▸ **TASK GOAL**:
Only the number is wanted: count the lines in the data with "React" in them.

▸ **COLLECTED MATERIAL**:
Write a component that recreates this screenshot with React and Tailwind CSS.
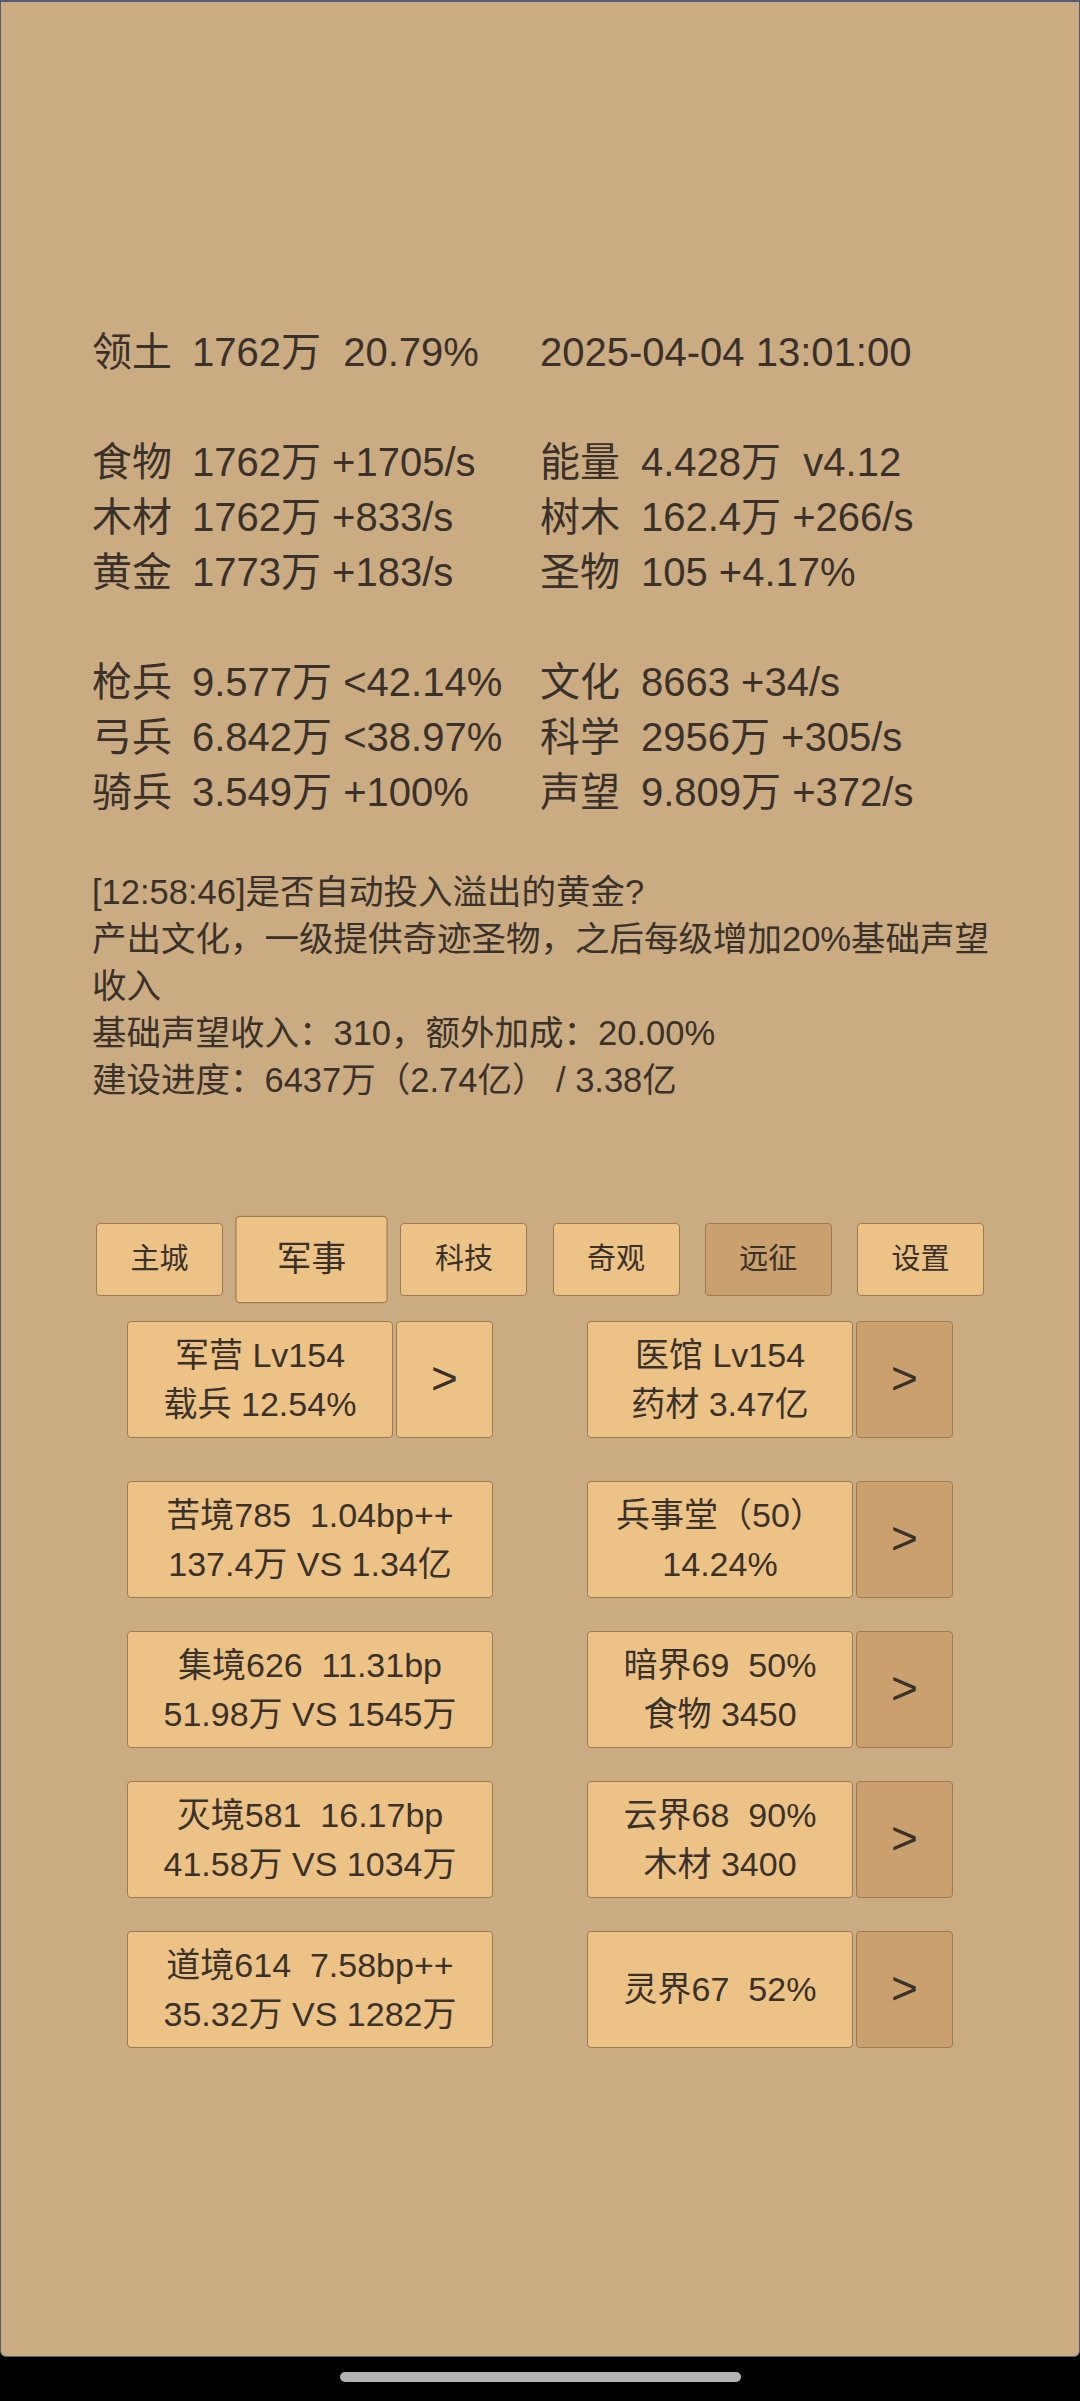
import React from "react";

const FONT = "font-['Liberation_Sans','Noto_Sans_CJK_SC',sans-serif]";

const rows = [
  { l: ["领土", "1762万  20.79%"], r: ["", "2025-04-04 13:01:00"] },
  null,
  { l: ["食物", "1762万 +1705/s"], r: ["能量", "4.428万  v4.12"] },
  { l: ["木材", "1762万 +833/s"], r: ["树木", "162.4万 +266/s"] },
  { l: ["黄金", "1773万 +183/s"], r: ["圣物", "105 +4.17%"] },
  null,
  { l: ["枪兵", "9.577万 <42.14%"], r: ["文化", "8663 +34/s"] },
  { l: ["弓兵", "6.842万 <38.97%"], r: ["科学", "2956万 +305/s"] },
  { l: ["骑兵", "3.549万 +100%"], r: ["声望", "9.809万 +372/s"] },
];

const tabs = [
  { t: "主城" },
  { t: "军事", big: true },
  { t: "科技" },
  { t: "奇观" },
  { t: "远征", dark: true },
  { t: "设置" },
];

const LIGHT = "bg-[#edc287]";
const DARK = "bg-[#c9a06e]";
const BORDER = "border-[1.5px] border-[#9c7b54] rounded-[4px]";

function Card({ lines, className = "" }) {
  return (
    <div
      className={`${LIGHT} ${BORDER} h-[117px] flex flex-col items-center justify-center text-center text-[34px] leading-[49px] whitespace-pre ${className}`}
    >
      {lines.map((s, i) => (
        <div key={i}>{s}</div>
      ))}
    </div>
  );
}

function Arrow({ dark }) {
  return (
    <div
      className={`${dark ? DARK : LIGHT} ${BORDER} w-[97px] h-[117px] flex items-center justify-center text-[46px] leading-none`}
    >
      <span className="-mt-[4px]">&gt;</span>
    </div>
  );
}

export default function App() {
  return (
    <div className={`w-[1080px] h-[2401px] bg-black overflow-hidden ${FONT} text-[#3a322a]`}>
      <div className="h-[2357px] bg-[#cbab82] border-t-2 border-x border-b border-[#565c75] rounded-b-[6px] flex flex-col">
        {/* stats block */}
        <div className="pt-[322px] pl-[91px] text-[40px]">
          {rows.map((row, i) =>
            row ? (
              <div key={i} className="flex h-[55px] items-center whitespace-pre">
                <div className="w-[448px] flex">
                  <span className="w-[100px]">{row.l[0]}</span>
                  <span>{row.l[1]}</span>
                </div>
                <div className="flex">
                  {row.r[0] ? <span className="w-[101px]">{row.r[0]}</span> : null}
                  <span>{row.r[1]}</span>
                </div>
              </div>
            ) : (
              <div key={i} className="h-[55px]" />
            )
          )}
        </div>

        {/* message block */}
        <div className="mt-[50px] ml-[91px] w-[930px] text-[34.5px] leading-[47px]">
          <div>[12:58:46]是否自动投入溢出的黄金?</div>
          <div>产出文化，一级提供奇迹圣物，之后每级增加20%基础声望收入</div>
          <div>基础声望收入：310，额外加成：20.00%</div>
          <div>建设进度：6437万（2.74亿） / 3.38亿</div>
        </div>

        {/* tabs */}
        <div className="mt-[119px] flex justify-center gap-[25.2px]">
          {tabs.map((t) => (
            <div
              key={t.t}
              className={`${t.dark ? DARK : LIGHT} ${BORDER} w-[127px] h-[73px] flex items-center justify-center text-[29px] ${
                t.big ? "scale-[1.2]" : ""
              }`}
            >
              {t.t}
            </div>
          ))}
        </div>

        {/* cards */}
        <div className="mt-[25px] flex flex-col">
          <div className="flex justify-center gap-[94px]">
            <div className="w-[366px] flex gap-[3px]">
              <Card className="w-[266px]" lines={["军营 Lv154", "载兵 12.54%"]} />
              <Arrow />
            </div>
            <div className="w-[366px] flex gap-[3px]">
              <Card className="w-[266px]" lines={["医馆 Lv154", "药材 3.47亿"]} />
              <Arrow dark />
            </div>
          </div>

          <div className="mt-[43px] flex flex-col gap-[33px]">
            {[
              [["苦境785  1.04bp++", "137.4万 VS 1.34亿"], ["兵事堂（50）", "14.24%"]],
              [["集境626  11.31bp", "51.98万 VS 1545万"], ["暗界69  50%", "食物 3450"]],
              [["灭境581  16.17bp", "41.58万 VS 1034万"], ["云界68  90%", "木材 3400"]],
              [["道境614  7.58bp++", "35.32万 VS 1282万"], ["灵界67  52%"]],
            ].map(([left, right], i) => (
              <div key={i} className="flex justify-center gap-[94px]">
                <Card className="w-[366px]" lines={left} />
                <div className="w-[366px] flex gap-[3px]">
                  <Card className="w-[266px]" lines={right} />
                  <Arrow dark />
                </div>
              </div>
            ))}
          </div>
        </div>
      </div>

      {/* navigation bar */}
      <div className="h-[44px] flex justify-center pt-[15px]">
        <div className="w-[401px] h-[10px] rounded-full bg-[#b3b3b3]" />
      </div>
    </div>
  );
}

▸ **FINAL RESULT**:
2